The biggest dinosaurs, the ones that capture our imagination, were all simply too big for the changed world. What made the dinosaurs that became extinct and was different from other animals and even other dinosaurs that survived, was their size.
Why didn’t giant dinosaurs and other giant species return?
Sometime after the meteor impact, the Earth should have returned to “normal”. If the largest dinosaurs evolved during “normal;” times, it would seem logical that new species of a similar size would evolve again. If these dinosaurs were the “fittest”, then evolution should result in a return to “the fittest”.
However, just as old people don’t actually die of “old age”, but rather die because they are vulnerable to a variety of conditions because they are old, it seems these largest dinosaurs were, as a group of species, old and thus vulnerable. When any major catastrophe occurs, death rates are highest among the old and vulnerable, and again, those biggest dinosaurs even died out long before the meteor.
When dinosaurs first evolved, the Sun was producing less radiation, and the Earth stayed warm courtesy of much higher levels of CO2, and as a result the main engine of life on Earth, photosynthesis, could happen much faster. Back near “peak life“, the Earth supported around twice the total amount of life it supports today, and food could grow much faster, providing support for larger species than the planet does today.

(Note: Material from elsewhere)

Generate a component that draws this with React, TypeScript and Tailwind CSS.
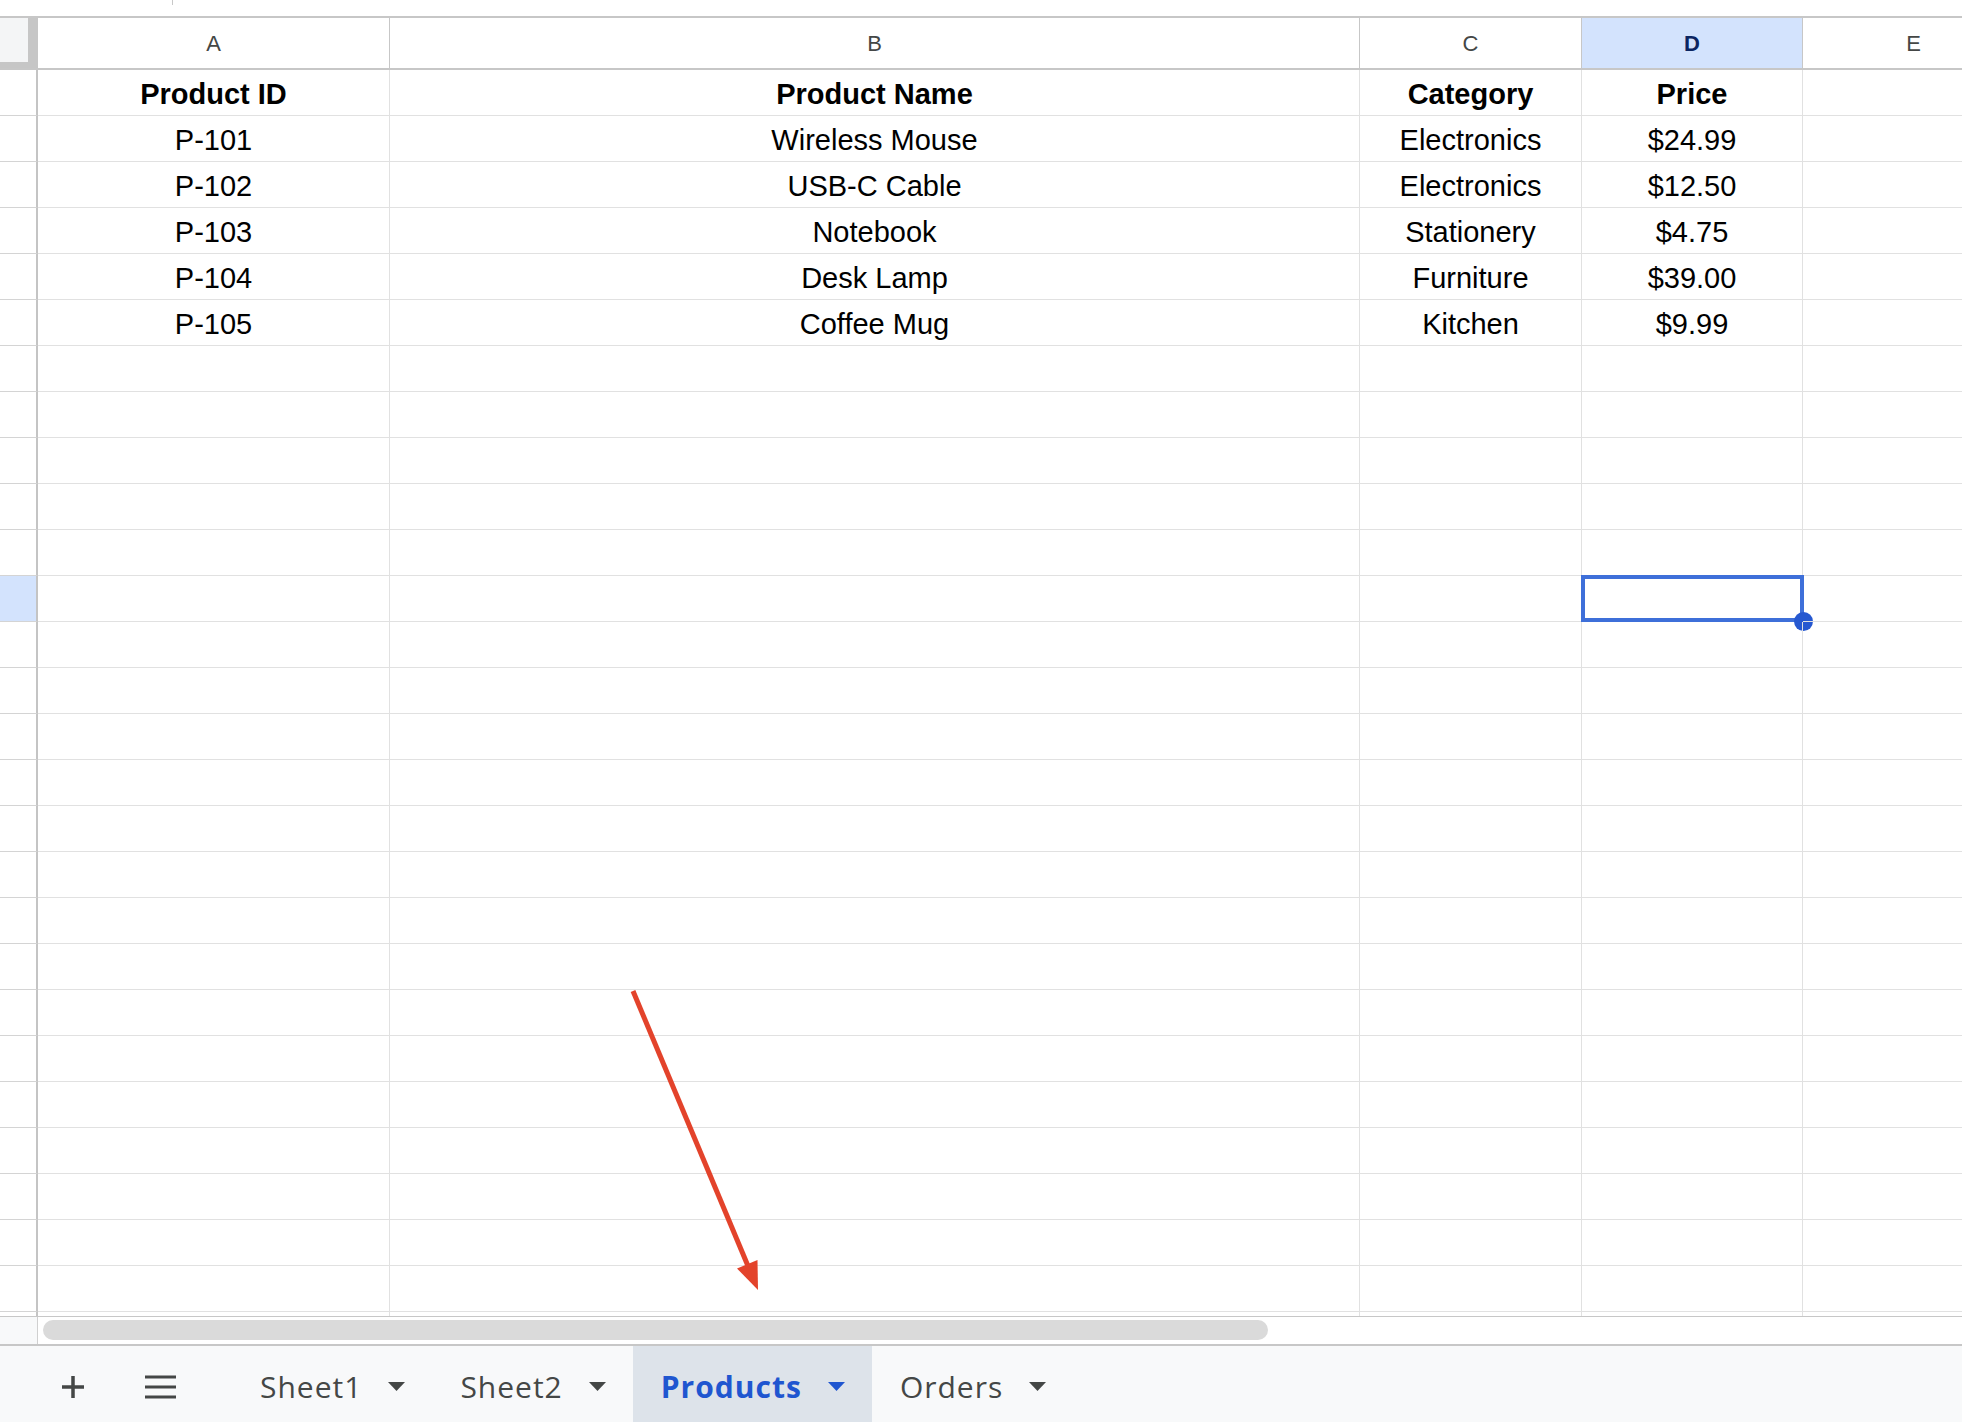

As the total biomass of all life continues to decline in response to the evolution of the Sun, the largest species of most types of life will continue to disappear. Without some human intervention, we would become the largest and most vulnerable mammal before, we too, would find our time has passed.
It is clear that growing to be the largest possible can make you the strongest, at least until the rules change and you suddenly being so large makes you vulnerable.
We current live in a world where the largest tech companies now have GDP at the level of entire nations, they are getting larger and larger at amazing speed. Lesson: beware of changing conditions!
At a human level, there is another lesson. Nature does not provide for things to exist forever.